* **Recorded data**:
***

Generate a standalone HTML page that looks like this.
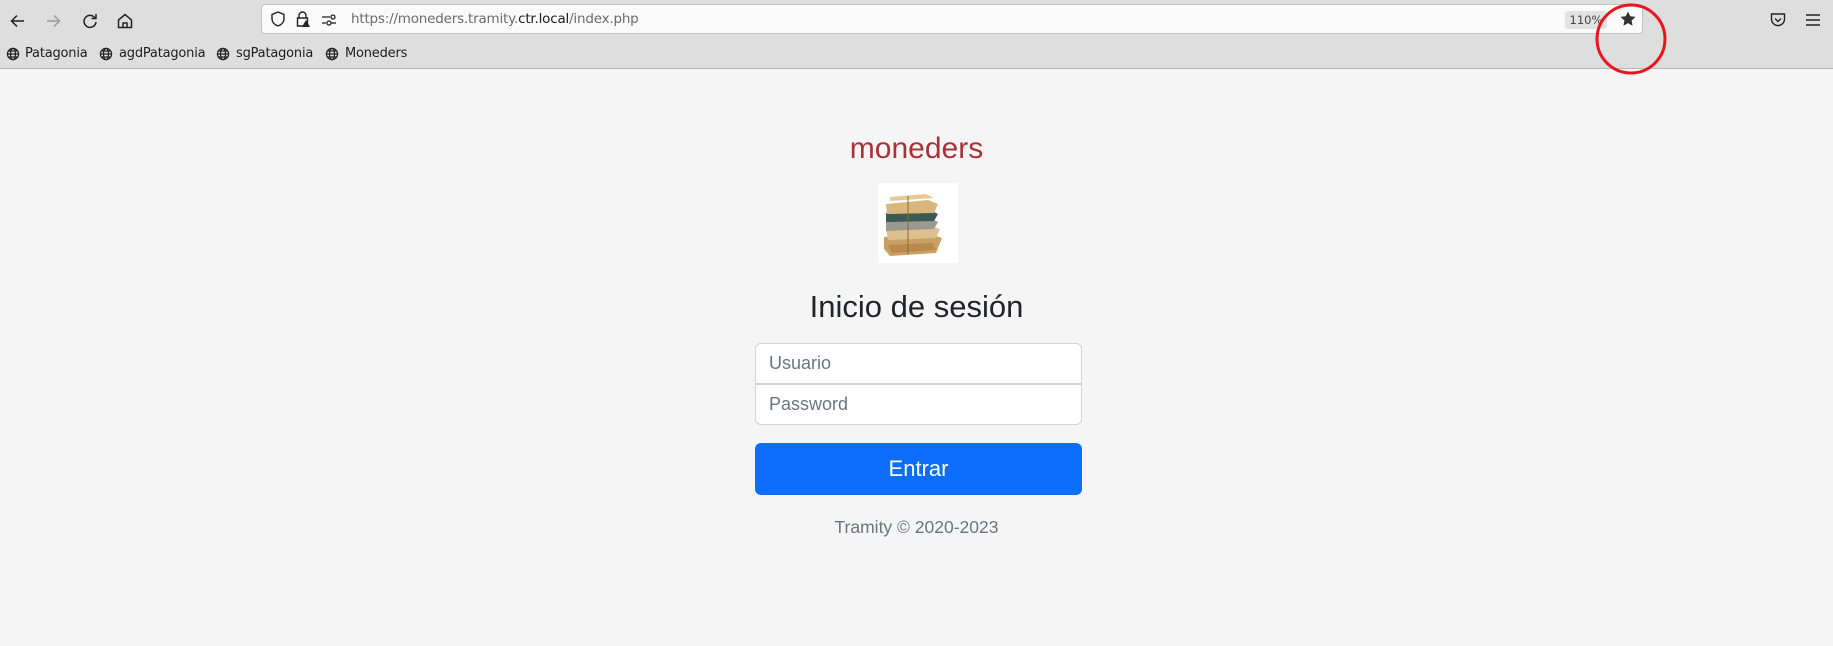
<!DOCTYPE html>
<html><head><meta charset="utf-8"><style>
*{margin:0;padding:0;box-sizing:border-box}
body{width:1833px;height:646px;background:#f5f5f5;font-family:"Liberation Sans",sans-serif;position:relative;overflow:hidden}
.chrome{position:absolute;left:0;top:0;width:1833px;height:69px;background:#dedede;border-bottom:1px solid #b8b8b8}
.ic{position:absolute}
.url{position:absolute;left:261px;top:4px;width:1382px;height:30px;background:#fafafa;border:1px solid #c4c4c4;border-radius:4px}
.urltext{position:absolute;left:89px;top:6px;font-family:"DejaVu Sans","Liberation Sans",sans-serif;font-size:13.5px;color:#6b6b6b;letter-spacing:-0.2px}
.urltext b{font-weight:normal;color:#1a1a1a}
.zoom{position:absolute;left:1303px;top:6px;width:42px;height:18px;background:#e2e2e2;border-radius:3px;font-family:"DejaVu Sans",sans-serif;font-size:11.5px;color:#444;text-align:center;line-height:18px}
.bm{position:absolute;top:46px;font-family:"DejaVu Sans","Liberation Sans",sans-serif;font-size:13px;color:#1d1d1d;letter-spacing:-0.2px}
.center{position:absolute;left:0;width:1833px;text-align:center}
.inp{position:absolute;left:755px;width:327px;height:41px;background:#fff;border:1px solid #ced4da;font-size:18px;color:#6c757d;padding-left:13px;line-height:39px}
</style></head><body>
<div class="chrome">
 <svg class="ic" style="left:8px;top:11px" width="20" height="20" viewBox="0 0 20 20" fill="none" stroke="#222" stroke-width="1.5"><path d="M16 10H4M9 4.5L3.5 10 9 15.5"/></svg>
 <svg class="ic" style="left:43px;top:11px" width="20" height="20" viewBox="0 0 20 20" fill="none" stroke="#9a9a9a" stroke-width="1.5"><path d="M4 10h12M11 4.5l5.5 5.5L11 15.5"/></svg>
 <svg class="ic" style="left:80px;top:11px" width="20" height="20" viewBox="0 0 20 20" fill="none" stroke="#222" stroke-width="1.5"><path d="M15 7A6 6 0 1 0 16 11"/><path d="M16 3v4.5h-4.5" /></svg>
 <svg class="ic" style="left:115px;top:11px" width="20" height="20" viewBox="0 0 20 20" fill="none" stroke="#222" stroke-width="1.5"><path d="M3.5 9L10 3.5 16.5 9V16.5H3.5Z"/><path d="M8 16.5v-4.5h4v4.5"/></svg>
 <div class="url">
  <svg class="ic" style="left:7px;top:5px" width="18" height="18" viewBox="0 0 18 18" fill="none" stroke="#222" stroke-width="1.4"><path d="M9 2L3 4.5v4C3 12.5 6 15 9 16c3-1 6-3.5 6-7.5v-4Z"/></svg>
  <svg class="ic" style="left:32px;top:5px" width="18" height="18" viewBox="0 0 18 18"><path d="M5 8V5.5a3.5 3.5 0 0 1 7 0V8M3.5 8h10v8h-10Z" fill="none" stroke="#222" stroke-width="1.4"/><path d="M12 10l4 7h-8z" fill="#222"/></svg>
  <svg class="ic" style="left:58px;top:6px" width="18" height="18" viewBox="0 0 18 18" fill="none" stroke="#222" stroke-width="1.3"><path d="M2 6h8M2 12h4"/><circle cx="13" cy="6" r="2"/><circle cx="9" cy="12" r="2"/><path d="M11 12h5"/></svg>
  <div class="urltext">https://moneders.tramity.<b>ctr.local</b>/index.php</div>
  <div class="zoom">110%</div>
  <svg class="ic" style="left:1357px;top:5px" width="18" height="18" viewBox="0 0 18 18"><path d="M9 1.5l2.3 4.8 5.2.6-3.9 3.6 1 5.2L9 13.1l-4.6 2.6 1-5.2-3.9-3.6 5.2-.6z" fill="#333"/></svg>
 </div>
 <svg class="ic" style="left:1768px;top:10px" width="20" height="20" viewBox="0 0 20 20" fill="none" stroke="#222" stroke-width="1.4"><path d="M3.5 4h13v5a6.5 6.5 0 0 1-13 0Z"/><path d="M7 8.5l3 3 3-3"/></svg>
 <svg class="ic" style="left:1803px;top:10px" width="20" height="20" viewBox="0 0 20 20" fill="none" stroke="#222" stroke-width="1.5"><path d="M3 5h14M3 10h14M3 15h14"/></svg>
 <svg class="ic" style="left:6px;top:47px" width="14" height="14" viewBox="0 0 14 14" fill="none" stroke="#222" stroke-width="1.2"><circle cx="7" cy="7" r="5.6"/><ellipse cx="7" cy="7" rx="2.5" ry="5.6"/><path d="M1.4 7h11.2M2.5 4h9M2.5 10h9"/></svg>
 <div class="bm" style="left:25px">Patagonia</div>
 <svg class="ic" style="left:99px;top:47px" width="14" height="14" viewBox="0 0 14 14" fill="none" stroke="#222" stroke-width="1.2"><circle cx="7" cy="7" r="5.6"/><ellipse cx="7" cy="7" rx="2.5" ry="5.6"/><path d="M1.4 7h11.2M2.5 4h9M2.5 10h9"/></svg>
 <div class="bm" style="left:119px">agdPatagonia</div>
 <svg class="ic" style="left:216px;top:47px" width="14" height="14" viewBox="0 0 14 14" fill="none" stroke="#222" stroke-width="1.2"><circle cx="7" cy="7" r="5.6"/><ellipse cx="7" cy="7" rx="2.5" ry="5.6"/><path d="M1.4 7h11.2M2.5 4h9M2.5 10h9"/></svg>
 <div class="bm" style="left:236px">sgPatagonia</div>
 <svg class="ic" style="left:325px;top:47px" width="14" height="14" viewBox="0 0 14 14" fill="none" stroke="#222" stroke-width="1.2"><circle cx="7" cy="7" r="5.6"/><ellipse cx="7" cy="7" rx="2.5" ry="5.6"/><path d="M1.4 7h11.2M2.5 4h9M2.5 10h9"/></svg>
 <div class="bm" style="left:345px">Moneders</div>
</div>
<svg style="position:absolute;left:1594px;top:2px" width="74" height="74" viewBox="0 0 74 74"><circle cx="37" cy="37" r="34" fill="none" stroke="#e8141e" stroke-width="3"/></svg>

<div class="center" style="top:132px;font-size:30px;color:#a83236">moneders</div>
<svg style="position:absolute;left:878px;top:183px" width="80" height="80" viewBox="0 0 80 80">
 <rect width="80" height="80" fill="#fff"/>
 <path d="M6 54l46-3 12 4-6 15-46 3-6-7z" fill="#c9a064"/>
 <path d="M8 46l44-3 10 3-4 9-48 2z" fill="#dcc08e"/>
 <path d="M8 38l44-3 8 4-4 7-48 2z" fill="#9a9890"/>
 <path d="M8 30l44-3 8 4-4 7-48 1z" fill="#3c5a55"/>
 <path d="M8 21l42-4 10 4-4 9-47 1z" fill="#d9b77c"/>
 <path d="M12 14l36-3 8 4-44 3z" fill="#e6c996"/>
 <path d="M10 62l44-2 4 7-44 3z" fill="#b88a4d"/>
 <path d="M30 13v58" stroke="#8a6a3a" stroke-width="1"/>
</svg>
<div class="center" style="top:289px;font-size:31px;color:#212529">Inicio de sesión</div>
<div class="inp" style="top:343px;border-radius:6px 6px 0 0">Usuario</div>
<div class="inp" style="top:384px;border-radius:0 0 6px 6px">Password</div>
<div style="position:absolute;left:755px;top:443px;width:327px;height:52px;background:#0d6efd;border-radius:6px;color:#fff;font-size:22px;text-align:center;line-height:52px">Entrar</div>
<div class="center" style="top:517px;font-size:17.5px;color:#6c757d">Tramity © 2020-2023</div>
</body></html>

***

* **Written task**: Take the listing and print it again exactly, but without any pictures.

* **Written reply**:
Generate a standalone HTML page that looks like this.
<!DOCTYPE html>
<html><head><meta charset="utf-8"><style>
*{margin:0;padding:0;box-sizing:border-box}
body{width:1833px;height:646px;background:#f5f5f5;font-family:"Liberation Sans",sans-serif;position:relative;overflow:hidden}
.chrome{position:absolute;left:0;top:0;width:1833px;height:69px;background:#dedede;border-bottom:1px solid #b8b8b8}
.ic{position:absolute}
.url{position:absolute;left:261px;top:4px;width:1382px;height:30px;background:#fafafa;border:1px solid #c4c4c4;border-radius:4px}
.urltext{position:absolute;left:89px;top:6px;font-family:"DejaVu Sans","Liberation Sans",sans-serif;font-size:13.5px;color:#6b6b6b;letter-spacing:-0.2px}
.urltext b{font-weight:normal;color:#1a1a1a}
.zoom{position:absolute;left:1303px;top:6px;width:42px;height:18px;background:#e2e2e2;border-radius:3px;font-family:"DejaVu Sans",sans-serif;font-size:11.5px;color:#444;text-align:center;line-height:18px}
.bm{position:absolute;top:46px;font-family:"DejaVu Sans","Liberation Sans",sans-serif;font-size:13px;color:#1d1d1d;letter-spacing:-0.2px}
.center{position:absolute;left:0;width:1833px;text-align:center}
.inp{position:absolute;left:755px;width:327px;height:41px;background:#fff;border:1px solid #ced4da;font-size:18px;color:#6c757d;padding-left:13px;line-height:39px}
</style></head><body>
<div class="chrome">
 <svg class="ic" style="left:8px;top:11px" width="20" height="20" viewBox="0 0 20 20" fill="none" stroke="#222" stroke-width="1.5"><path d="M16 10H4M9 4.5L3.5 10 9 15.5"/></svg>
 <svg class="ic" style="left:43px;top:11px" width="20" height="20" viewBox="0 0 20 20" fill="none" stroke="#9a9a9a" stroke-width="1.5"><path d="M4 10h12M11 4.5l5.5 5.5L11 15.5"/></svg>
 <svg class="ic" style="left:80px;top:11px" width="20" height="20" viewBox="0 0 20 20" fill="none" stroke="#222" stroke-width="1.5"><path d="M15 7A6 6 0 1 0 16 11"/><path d="M16 3v4.5h-4.5" /></svg>
 <svg class="ic" style="left:115px;top:11px" width="20" height="20" viewBox="0 0 20 20" fill="none" stroke="#222" stroke-width="1.5"><path d="M3.5 9L10 3.5 16.5 9V16.5H3.5Z"/><path d="M8 16.5v-4.5h4v4.5"/></svg>
 <div class="url">
  <svg class="ic" style="left:7px;top:5px" width="18" height="18" viewBox="0 0 18 18" fill="none" stroke="#222" stroke-width="1.4"><path d="M9 2L3 4.5v4C3 12.5 6 15 9 16c3-1 6-3.5 6-7.5v-4Z"/></svg>
  <svg class="ic" style="left:32px;top:5px" width="18" height="18" viewBox="0 0 18 18"><path d="M5 8V5.5a3.5 3.5 0 0 1 7 0V8M3.5 8h10v8h-10Z" fill="none" stroke="#222" stroke-width="1.4"/><path d="M12 10l4 7h-8z" fill="#222"/></svg>
  <svg class="ic" style="left:58px;top:6px" width="18" height="18" viewBox="0 0 18 18" fill="none" stroke="#222" stroke-width="1.3"><path d="M2 6h8M2 12h4"/><circle cx="13" cy="6" r="2"/><circle cx="9" cy="12" r="2"/><path d="M11 12h5"/></svg>
  <div class="urltext">https://moneders.tramity.<b>ctr.local</b>/index.php</div>
  <div class="zoom">110%</div>
  <svg class="ic" style="left:1357px;top:5px" width="18" height="18" viewBox="0 0 18 18"><path d="M9 1.5l2.3 4.8 5.2.6-3.9 3.6 1 5.2L9 13.1l-4.6 2.6 1-5.2-3.9-3.6 5.2-.6z" fill="#333"/></svg>
 </div>
 <svg class="ic" style="left:1768px;top:10px" width="20" height="20" viewBox="0 0 20 20" fill="none" stroke="#222" stroke-width="1.4"><path d="M3.5 4h13v5a6.5 6.5 0 0 1-13 0Z"/><path d="M7 8.5l3 3 3-3"/></svg>
 <svg class="ic" style="left:1803px;top:10px" width="20" height="20" viewBox="0 0 20 20" fill="none" stroke="#222" stroke-width="1.5"><path d="M3 5h14M3 10h14M3 15h14"/></svg>
 <svg class="ic" style="left:6px;top:47px" width="14" height="14" viewBox="0 0 14 14" fill="none" stroke="#222" stroke-width="1.2"><circle cx="7" cy="7" r="5.6"/><ellipse cx="7" cy="7" rx="2.5" ry="5.6"/><path d="M1.4 7h11.2M2.5 4h9M2.5 10h9"/></svg>
 <div class="bm" style="left:25px">Patagonia</div>
 <svg class="ic" style="left:99px;top:47px" width="14" height="14" viewBox="0 0 14 14" fill="none" stroke="#222" stroke-width="1.2"><circle cx="7" cy="7" r="5.6"/><ellipse cx="7" cy="7" rx="2.5" ry="5.6"/><path d="M1.4 7h11.2M2.5 4h9M2.5 10h9"/></svg>
 <div class="bm" style="left:119px">agdPatagonia</div>
 <svg class="ic" style="left:216px;top:47px" width="14" height="14" viewBox="0 0 14 14" fill="none" stroke="#222" stroke-width="1.2"><circle cx="7" cy="7" r="5.6"/><ellipse cx="7" cy="7" rx="2.5" ry="5.6"/><path d="M1.4 7h11.2M2.5 4h9M2.5 10h9"/></svg>
 <div class="bm" style="left:236px">sgPatagonia</div>
 <svg class="ic" style="left:325px;top:47px" width="14" height="14" viewBox="0 0 14 14" fill="none" stroke="#222" stroke-width="1.2"><circle cx="7" cy="7" r="5.6"/><ellipse cx="7" cy="7" rx="2.5" ry="5.6"/><path d="M1.4 7h11.2M2.5 4h9M2.5 10h9"/></svg>
 <div class="bm" style="left:345px">Moneders</div>
</div>
<svg style="position:absolute;left:1594px;top:2px" width="74" height="74" viewBox="0 0 74 74"><circle cx="37" cy="37" r="34" fill="none" stroke="#e8141e" stroke-width="3"/></svg>

<div class="center" style="top:132px;font-size:30px;color:#a83236">moneders</div>
<svg style="position:absolute;left:878px;top:183px" width="80" height="80" viewBox="0 0 80 80">
 <rect width="80" height="80" fill="#fff"/>
 <path d="M6 54l46-3 12 4-6 15-46 3-6-7z" fill="#c9a064"/>
 <path d="M8 46l44-3 10 3-4 9-48 2z" fill="#dcc08e"/>
 <path d="M8 38l44-3 8 4-4 7-48 2z" fill="#9a9890"/>
 <path d="M8 30l44-3 8 4-4 7-48 1z" fill="#3c5a55"/>
 <path d="M8 21l42-4 10 4-4 9-47 1z" fill="#d9b77c"/>
 <path d="M12 14l36-3 8 4-44 3z" fill="#e6c996"/>
 <path d="M10 62l44-2 4 7-44 3z" fill="#b88a4d"/>
 <path d="M30 13v58" stroke="#8a6a3a" stroke-width="1"/>
</svg>
<div class="center" style="top:289px;font-size:31px;color:#212529">Inicio de sesión</div>
<div class="inp" style="top:343px;border-radius:6px 6px 0 0">Usuario</div>
<div class="inp" style="top:384px;border-radius:0 0 6px 6px">Password</div>
<div style="position:absolute;left:755px;top:443px;width:327px;height:52px;background:#0d6efd;border-radius:6px;color:#fff;font-size:22px;text-align:center;line-height:52px">Entrar</div>
<div class="center" style="top:517px;font-size:17.5px;color:#6c757d">Tramity © 2020-2023</div>
</body></html>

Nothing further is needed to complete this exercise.